Everyone makes mistakes handling money, that’s just human nature. The trick to being wealthy is not avoiding mistakes because, unless you have a robot managing all your money, you can’t do that. If you want to be rich you have to avoid the big mistakes in personal finance that keep most people mired in economic mediocrity.
We have previously discussed the major financial mistakes people tend to make like buying too much house and co-signing loans for relatives. And yet the biggest and certainly the most common financial mistakes aren’t always the most obvious. The biggest mistakes people make with money span across age groups and are common to renters and those who bought a home. As one of those people who tries to encourage people toward a better way in finances, sometimes I want to bang my head on the desk. It’s very frustrating to watch people make the same mistakes over and over. Here are some of the money pits where people are losing a fortune a little bit at a time.
This is the number one money waster across generations. Baby Boomers, Gen X and Millennials all share this as the number one impact on personal finances. Interestingly, the percentage of waste increases with declining age. This makes sense as eating out is a more important social activity for younger people. The question you have to ask yourself is whether eating out is more important than being financially independent? Most people would objectively get the right answer to that question but, on a day to day basis, they’re giving away a small fortune to restaurants.

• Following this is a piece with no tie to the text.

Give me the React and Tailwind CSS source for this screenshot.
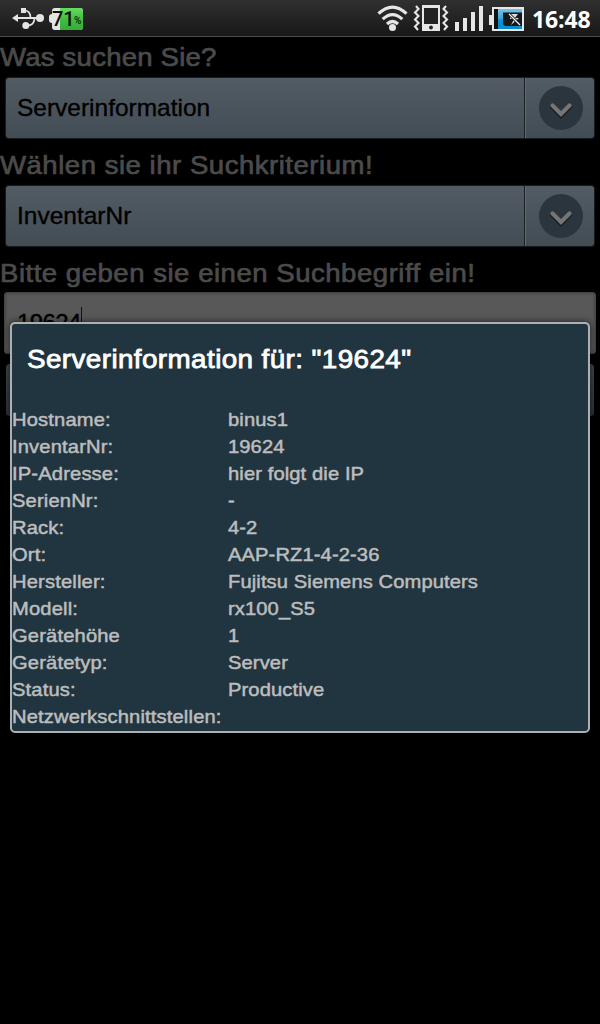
const ROWS = [
  ["Hostname:", "binus1"],
  ["InventarNr:", "19624"],
  ["IP-Adresse:", "hier folgt die IP"],
  ["SerienNr:", "-"],
  ["Rack:", "4-2"],
  ["Ort:", "AAP-RZ1-4-2-36"],
  ["Hersteller:", "Fujitsu Siemens Computers"],
  ["Modell:", "rx100_S5"],
  ["Gerätehöhe", "1"],
  ["Gerätetyp:", "Server"],
  ["Status:", "Productive"],
  ["Netzwerkschnittstellen:", ""],
];

function UsbIcon() {
  return (
    <svg width="34" height="24" viewBox="0 0 34 24" fill="none" stroke="#e4e4e4" strokeWidth="1.7">
      <path d="M5 12H30" strokeWidth="2" />
      <path d="M1 12L7 8V16Z" fill="#e4e4e4" stroke="none" />
      <rect x="10" y="2" width="5" height="5" fill="#e4e4e4" stroke="none" />
      <path d="M14 4.500Q19.500 5 19.500 12" />
      <path d="M15 19.500Q23.500 20 23.500 12" />
      <circle cx="14.800" cy="19.500" r="3.500" fill="#e4e4e4" stroke="none" />
      <circle cx="29" cy="12" r="4" fill="#e4e4e4" stroke="none" />
    </svg>
  );
}

function PercentBattery() {
  return (
    <div className="relative ml-[4px] h-6 w-[36px]">
      <svg className="absolute inset-0" width="36" height="24" viewBox="0 0 36 24">
        <defs>
          <linearGradient id="green" x2="0" y2="1">
            <stop stopColor="#64dc61" />
            <stop offset="0.5" stopColor="#43bd42" />
            <stop offset="1" stopColor="#32ac32" />
          </linearGradient>
        </defs>
        <path d="M6 2H31Q34 2 34 5V21Q34 24 31 24H6Q3 24 3 21V17Q0 17 0 14V11Q0 8 3 8V5Q3 2 6 2Z" fill="#e4e4e4" />
        <path d="M11 2H31Q34 2 34 5V21Q34 24 31 24H11Z" fill="url(#green)" />
      </svg>
      <span className="absolute left-[3px] top-[2px] font-['Roboto',sans-serif] text-[20px] font-medium leading-[22px] text-[#071107]">71</span>
      <span className="absolute left-[25px] top-[8px] font-['Roboto',sans-serif] text-[10px] font-bold leading-[14px] text-[#123c12]">%</span>
    </div>
  );
}

function WifiIcon() {
  return (
    <svg width="32" height="28" viewBox="0 0 32 28" fill="none" stroke="#e6e6e6" strokeWidth="3.2">
      <path d="M1.500 9.700Q15.500 -3.500 29.500 9.700M5.700 15.200Q15.500 6 25.300 15.200M10 20Q15.500 15 21 20" />
      <circle cx="15.500" cy="23.500" r="3.500" fill="#e6e6e6" stroke="none" />
    </svg>
  );
}

function VibrateIcon() {
  return (
    <svg width="36" height="28" viewBox="0 0 36 28" fill="none" stroke="#e6e6e6">
      <path d="M9 1H27V27H9Z" fill="#e6e6e6" stroke="none" />
      <path d="M11 4H25V20H11Z" fill="#222" stroke="none" />
      <circle cx="18" cy="23.500" r="1.900" fill="#222" stroke="none" />
      <path d="M3 2L5.500 5L2 8.500L5.500 12L2 15.500L5.500 19L2 22.500L5 26M33 2L30.500 5L34 8.500L30.500 12L34 15.500L30.500 19L34 22.500L31 26" strokeWidth="2.1" />
    </svg>
  );
}

function SignalIcon() {
  return (
    <svg width="30" height="28" viewBox="0 0 30 28" fill="#e6e6e6">
      <path d="M1 19H5V28H1ZM9 15H13V28H9ZM17 9H21V28H17ZM25 3H29V28H25Z" />
    </svg>
  );
}

function ChargeBattery() {
  return (
    <svg width="38" height="26" viewBox="0 0 38 26">
      <defs>
        <linearGradient id="blue" x2="0" y2="1">
          <stop stopColor="#79c3e6" />
          <stop offset="0.500" stopColor="#31a5dc" />
          <stop offset="0.550" stopColor="#0b91d2" />
          <stop offset="1" stopColor="#078bcc" />
        </linearGradient>
      </defs>
      <path d="M4 1H36V25H4V19H1V9H4Z" fill="#e6e6e6" />
      <path d="M6 3H34V23H6Z" fill="#111" />
      <path d="M10 3H34V23H10Z" fill="url(#blue)" />
      <path d="M15 6.500H34V20H18Q15 20 15 17Z" fill="#15191b" />
      <path d="M23 8L22 13H26L23 19L31 12H27L30 8Z" fill="#d8d8d8" />
      <path d="M21 8L32 19" stroke="#15191b" strokeWidth="3" />
      <path d="M21 8L32 19" stroke="#f0f0f0" strokeWidth="1.200" />
    </svg>
  );
}

function StatusBar() {
  return (
    <header className="flex h-[37px] items-start border-b border-[#4b4b4b] bg-linear-to-b from-[#303030] to-[#181818] pl-[11px]">
      <div className="flex pt-[6px]">
        <UsbIcon />
        <PercentBattery />
      </div>
      <div className="ml-auto flex w-[223px] items-start pt-[4px]">
        <WifiIcon />
        <div className="ml-[4px]"><VibrateIcon /></div>
        <div className="ml-[5px] -mt-px"><SignalIcon /></div>
        <div className="ml-[4px] mt-[2px]"><ChargeBattery /></div>
        <span className="ml-[6px] mt-px font-['Open_Sans',sans-serif] text-[23px] font-bold leading-7 tracking-[-0.1px] text-white">16:48</span>
      </div>
    </header>
  );
}

function Label({ tracking = "tracking-[0.48px]", children }) {
  return (
    <div className="h-[41px] whitespace-nowrap text-[26px] leading-[41px] text-[#4b4b4b] [-webkit-text-stroke:0.7px_#4b4b4b]">
      <span className={`inline-block origin-left scale-x-[1.06] ${tracking}`}>{children}</span>
    </div>
  );
}

function Spinner({ children }) {
  return (
    <div className="mx-[6px] mb-[7px] flex h-[60px] rounded-[3px] bg-linear-to-b from-[#535c63] to-[#424c55] shadow-[0_0_1px_1px_#1a1e21]">
      <div className="flex-1 pl-[11px] text-[24px] leading-[60px] text-black [-webkit-text-stroke:0.35px_#000]">
        <span className="inline-block origin-left scale-x-[1.02]">{children}</span>
      </div>
      <div className="flex w-[70px] items-center justify-center border-l border-[#191e21] pl-[3px] shadow-[inset_1px_0_0_#646b70]">
        <svg width="46" height="46" viewBox="0 0 46 46" fill="none">
          <circle cx="23" cy="23" r="22" fill="#2b353e" />
          <path d="M14.500 22L23 30.500L31.500 22" stroke="#15191c" strokeWidth="4.500" strokeLinecap="round" />
          <path d="M14.500 20.500L23 29L31.500 20.500" stroke="#757575" strokeWidth="4.200" strokeLinecap="round" />
        </svg>
      </div>
    </div>
  );
}

function Dialog() {
  return (
    <section className="absolute left-[10px] top-[322px] h-[411px] w-[580px] rounded-[5px] border-2 border-[#adb0b1] bg-[#213541] shadow-[0_0_6px_1px_#00000080]">
      <h1 className="h-[82px] whitespace-nowrap pl-[15px] text-[26px] leading-[70px] text-white [-webkit-text-stroke:0.8px_#fff]">
        <span className="inline-block origin-left scale-x-[1.07] tracking-[0.38px]">Serverinformation für: "19624"</span>
      </h1>
      <dl className="grid auto-rows-[27px] grid-cols-[216px_1fr] whitespace-nowrap text-[19px] leading-[27px] text-[#bdbdbd] [-webkit-text-stroke:0.5px_#bdbdbd]">
        {ROWS.map(([name, value]) => (
          <div key={name} className="contents">
            <dt className="w-fit origin-left scale-x-[1.06] tracking-[0.15px]">{name}</dt>
            <dd className="w-fit origin-left scale-x-[1.06] tracking-[0.1px]">{value}</dd>
          </div>
        ))}
      </dl>
    </section>
  );
}

export default function App() {
  return (
    <div className="relative h-[1024px] w-[600px] overflow-hidden bg-black font-['Liberation_Sans',Arial,sans-serif]">
      <StatusBar />
      <main>
        <Label tracking="tracking-[0.2px]">Was suchen Sie?</Label>
        <Spinner>Serverinformation</Spinner>
        <Label>Wählen sie ihr Suchkriterium!</Label>
        <Spinner>InventarNr</Spinner>
        <Label>Bitte geben sie einen Suchbegriff ein!</Label>
        <div className="mx-[4px] -mt-[2px] flex h-[62px] rounded-[4px] bg-[#585858] pl-[13px] pt-[15px] shadow-[inset_0_0_3px_1px_#3b3b3b]">
          <span className="h-[30px] border-r border-[#111] pt-px text-[24px] leading-[30px] tracking-[-0.6px] text-black [-webkit-text-stroke:0.4px_#000]">19624</span>
        </div>
        <div className="mx-[6px] mt-[10px] h-[52px] rounded-[4px] bg-linear-to-b from-[#3d464c] to-[#2b343b]" />
      </main>
      <Dialog />
    </div>
  );
}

While the older generation is slightly better and reducing food waste than Gen X or Millennials, it’s still near the top on every generational list of money wasters. In that regard then eating out while letting food at home go to waste is sort of a double hit. A cooking class will set you back anywhere from $50 to $150, depending on the market. High quality cookware is expensive but the good stuff is really worth it. If cooking lessons and quality cookware will make eating at home more fun and wean you away from eating out, then it’s a good investment. Forming a cooking club, where you rotate between a number of friends with culinary interests, is a great way to cut down on eating out while maintaining the social aspects of good food.
Credit Card Interest
This one really grinds my gears and what makes it especially frustrating is to read people doing the marketing for credit card companies by bragging about cash back refunds. Cash back bragging is the same as casinos posting pictures of big winners; for every winner there is a long trail of losers. Credit card interest is a money waster that is common to all three current generations and the lures that catch those suckers are airline miles and cash back promotions. Debt service is like a silent tax on your budget. You don’t notice it because it’s rolled into your credit card payment. Too many people are paying that tax to big banks without a second thought.
Cell Phone Bills
This another surprise entry that’s common across generational lines. The main culprit seems to be overpaying for data plans and then not using much data. Now you can buy a big data plan but get a refund for unused data with a cell service from Google, called Google Fi. I’ve used it for months now and, not only is service excellent, but with my unused data rebates, my bill has been averaging around $25 a month. That’s because Google Fi only charges you for data you use when roaming away from WiFi service. Were I to use all my data, my bill would rise to $40 a month. That’s month to month, no contract. Previously my wife and I paid $90 a month for 1 GB of 4G data and unlimited 3G data. With Google Fi we’ll be able to reduce our average phone bill from $90 a month to less than $50 and we have nicer phones.
While the big mistakes can hurt, they’re usually easier to see coming. It’s the drip, drip, drip of wasteful spending that will cause you to wake up one day and realize that you don’t have enough stashed away for retirement.